Of the 15 favorites of -200 or more, just two were road teams and they both came through as winners, making home favorites of -200 or more an even worse bet in the early going of the season, as they would be 7-6, but would show a loss of $635 so far this season.

Using the Run Line

Many people prefer to use the run line when backing the large favorites and will lay the 1.5 runs for the opportunity to lay much smaller odds. Traditionally, home favorites will be about 90 cents cheaper on the run line than they are on the moneyline, so a favorite of -220 can be bet in the vicinity of -130 when the better gives the underdog 1.5 runs.
Road favorites are generally about 50 cents cheaper on the run line, as they will bat in the ninth inning with a one run lead, while the home team will not. So the -220 favorite will be closer to -170 if the bettor lays the 1.5 runs.

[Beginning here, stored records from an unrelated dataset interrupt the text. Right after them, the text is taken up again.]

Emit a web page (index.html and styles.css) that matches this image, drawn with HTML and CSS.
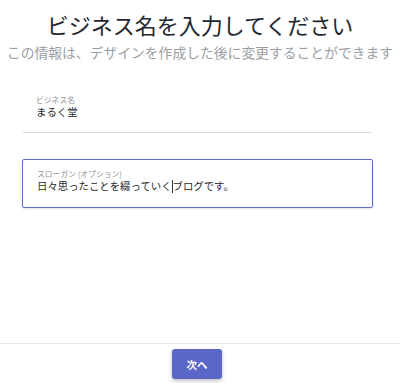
FILE: index.html
```html
<!DOCTYPE html>
<html lang="ja">
<head>
    <meta charset="UTF-8">
    <meta name="viewport" content="width=device-width, initial-scale=1.0">
    <title>ビジネス名を入力</title>
    <link rel="stylesheet" href="styles.css">
</head>
<body>
    <div class="page">
        <h1 class="title">ビジネス名を入力してください</h1>
        <p class="subtitle">この情報は、デザインを作成した後に変更することができます</p>
        <div class="fields">
            <div class="field field-line">
                <div class="field-label">ビジネス名</div>
                <div class="field-value">まるく堂</div>
            </div>
            <div class="field field-box">
                <div class="field-label">スローガン (オプション)</div>
                <div class="field-value">日々思ったことを綴っていく<span class="caret"></span>ブログです。</div>
            </div>
        </div>
    </div>
    <footer class="footer">
        <button class="next" type="button">次へ</button>
    </footer>
</body>
</html>
```

FILE: styles.css
```css
body {
    margin: 0;
    height: 383px;
    display: flex;
    flex-direction: column;
    font-family: "Noto Sans CJK JP", "Noto Sans", sans-serif;
    background-color: #fff;
    color: #2a2e35;
    overflow: hidden;
}

.page {
    flex: 1;
}

.title {
    margin: 9px 0 0;
    font-size: 22px;
    font-weight: 400;
    line-height: 30px;
    text-align: center;
    color: #22272e;
}

.subtitle {
    margin: 3px 0 0;
    font-size: 13.8px;
    line-height: 20px;
    text-align: center;
    color: #9a9ea3;
}

.fields {
    width: 351px;
    margin: 23px 0 0 22px;
}

.field {
    padding: 10px 14px 13px;
}

.field-line {
    border-bottom: 1px solid #d7dce1;
    margin: 0 1px;
    padding-left: 13px;
}

.field-box {
    margin-top: 26px;
    border: 1px solid #5f69c6;
    border-radius: 2px;
    padding-top: 9px;
    padding-bottom: 14px;
    box-shadow: 0 1px 2px rgba(60, 70, 160, 0.15);
}

.field-label {
    font-size: 7.8px;
    line-height: 10px;
    color: #8e9297;
}

.field-value {
    font-size: 10.4px;
    line-height: 14px;
    color: #25292e;
}

.caret {
    display: inline-block;
    width: 0;
    height: 13px;
    border-left: 1px solid #333;
    vertical-align: -3px;
}

.footer {
    height: 40px;
    border-top: 1px solid #e8eaec;
    display: flex;
    justify-content: center;
    padding-top: 5px;
    box-sizing: border-box;
}

.next {
    width: 50px;
    height: 30px;
    margin-right: 6px;
    border: none;
    border-radius: 3px;
    background-color: #5b67c7;
    color: #fff;
    font-family: inherit;
    font-size: 10.5px;
    font-weight: 700;
    box-shadow: 0 2px 4px rgba(0, 0, 0, 0.25);
    cursor: pointer;
}
```
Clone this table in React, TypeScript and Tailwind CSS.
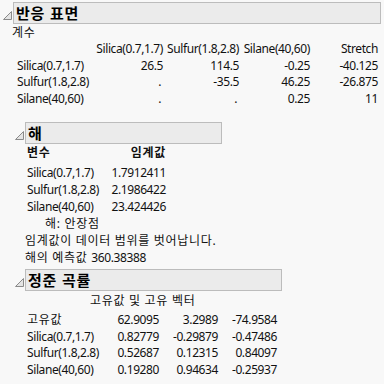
import React from "react";

const coefRows = [
  ["Silica(0.7,1.7)", "26.5", "114.5", "-0.25", "-40.125"],
  ["Sulfur(1.8,2.8)", ".", "-35.5", "46.25", "-26.875"],
  ["Silane(40,60)", ".", ".", "0.25", "11"],
];

const solution = [
  ["Silica(0.7,1.7)", "1.7912411"],
  ["Sulfur(1.8,2.8)", "2.1986422"],
  ["Silane(40,60)", "23.424426"],
];

const canonical = [
  ["고유값", "62.9095", "3.2989", "-74.9584"],
  ["Silica(0.7,1.7)", "0.82779", "-0.29879", "-0.47486"],
  ["Sulfur(1.8,2.8)", "0.52687", "0.12315", "0.84097"],
  ["Silane(40,60)", "0.19280", "0.94634", "-0.25937"],
];

function Disclosure() {
  return (
    <div className="w-[13px] h-[22px] flex items-center">
      <svg width="13" height="22" viewBox="0 0 13 22">
        <path d="M3.5 17.5 L11.5 17.5 L11.5 9.5 Z" fill="#e4e4e4" stroke="#8a8a8a" strokeWidth="1" />
      </svg>
    </div>
  );
}

function Header({ title, width }: { title: string; width: string }) {
  return (
    <div className="flex items-start">
      <Disclosure />
      <div className={`${width} h-[22px] border border-[#bcbcbc] bg-[#ebebeb] pl-[2px] flex items-center text-[15px] font-bold leading-none tracking-[0.8px] text-black`}>
        {title}
      </div>
    </div>
  );
}

// missing values sit a touch left of the number edge
const cell = (v: string) => (v === "." ? "pr-[2px]" : "");
const ko = "tracking-[0.7px]";

export default function App() {
  return (
    <div className="w-[384px] h-[384px] overflow-hidden bg-[#f8f8f8] text-[12px] tracking-[-0.4px] text-[#111] font-['Noto_Sans','Noto_Sans_CJK_KR',sans-serif]">
      {/* 반응 표면 */}
      <div className="pt-[2px]">
        <Header title="반응 표면" width="w-[368px]" />
        <div className={`pl-[12px] h-[17px] leading-[17px] ${ko}`}>계수</div>
        <div className="pl-[17px] grid grid-cols-[72px_74px_76px_71px_68px] auto-rows-[16.5px] leading-[16.5px]">
          <div />
          <div className="text-right whitespace-nowrap">Silica(0.7,1.7)</div>
          <div className="text-right whitespace-nowrap">Sulfur(1.8,2.8)</div>
          <div className="text-right whitespace-nowrap">Silane(40,60)</div>
          <div className="text-right">Stretch</div>
          {coefRows.map((r) => (
            <React.Fragment key={r[0]}>
              <div className="whitespace-nowrap">{r[0]}</div>
              {r.slice(1).map((v, i) => (
                <div key={i} className={`text-right ${cell(v)}`}>{v}</div>
              ))}
            </React.Fragment>
          ))}
        </div>
      </div>

      {/* 해 */}
      <div className="mt-[15px] pl-[12px]">
        <Header title="해" width="w-[197px]" />
        <div className="pl-[15px] mt-[1px]">
          <div className={`grid grid-cols-[80px_59px] h-[16px] leading-[16px] font-bold ${ko}`}>
            <div>변수</div>
            <div className="text-right">임계값</div>
          </div>
          <div className="mt-[3px] grid grid-cols-[80px_59px] auto-rows-[17px] leading-[17px]">
            {solution.map((r) => (
              <React.Fragment key={r[0]}>
                <div className="whitespace-nowrap">{r[0]}</div>
                <div className="text-right">{r[1]}</div>
              </React.Fragment>
            ))}
          </div>
          <div className={`pl-[18px] h-[17px] leading-[17px] ${ko}`}>해: 안장점</div>
        </div>
        <div className={`pl-[13px] h-[17px] leading-[17px] ${ko}`}>임계값이 데이터 범위를 벗어납니다.</div>
        <div className="pl-[13px] h-[17px] leading-[17px]">
          <span className={ko}>해의 예측값 </span>360.38388
        </div>
      </div>

      {/* 정준 곡률 */}
      <div className="mt-[3px] pl-[12px]">
        <Header title="정준 곡률" width="w-[257px]" />
        <div className={`pl-[78px] h-[16px] leading-[16px] mt-[2px] ${ko}`}>고유값 및 고유 벡터</div>
        <div className="pl-[15px] mt-[3px] grid grid-cols-[72px_60px_59px_59px] auto-rows-[16.5px] leading-[16.5px]">
          {canonical.map((r) => (
            <React.Fragment key={r[0]}>
              <div className={`whitespace-nowrap ${r[0] === "고유값" ? ko : ""}`}>{r[0]}</div>
              {r.slice(1).map((v, i) => (
                <div key={i} className="text-right">{v}</div>
              ))}
            </React.Fragment>
          ))}
        </div>
      </div>
    </div>
  );
}
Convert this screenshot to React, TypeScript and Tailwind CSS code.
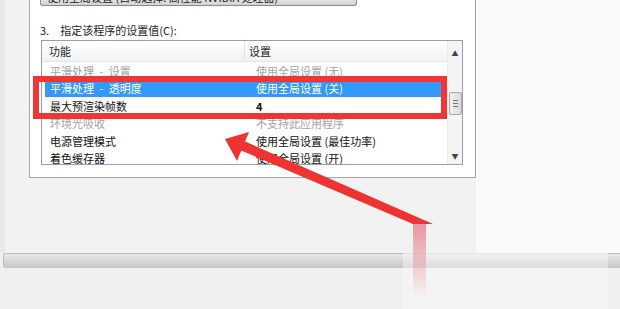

These figures are just averages, as several other factors come into play, such as the total number of runs expected to be scored, as it figures to be more difficult for the favorite to win by at least two runs if the total is 7 or 7.5, while if the total is 10.5 or 11, the favorite should have an easier time winning by two or more runs.

Through the first month of the 2008 season, our 15 favorites of -200 or more are just 7-8 on the run line, as two of the nine wins were by just one run. But because of the difference in odds, those bettors would have lost slightly less than the bettors who wagered on the large favorites on the moneyline. But both were losing propositions so far.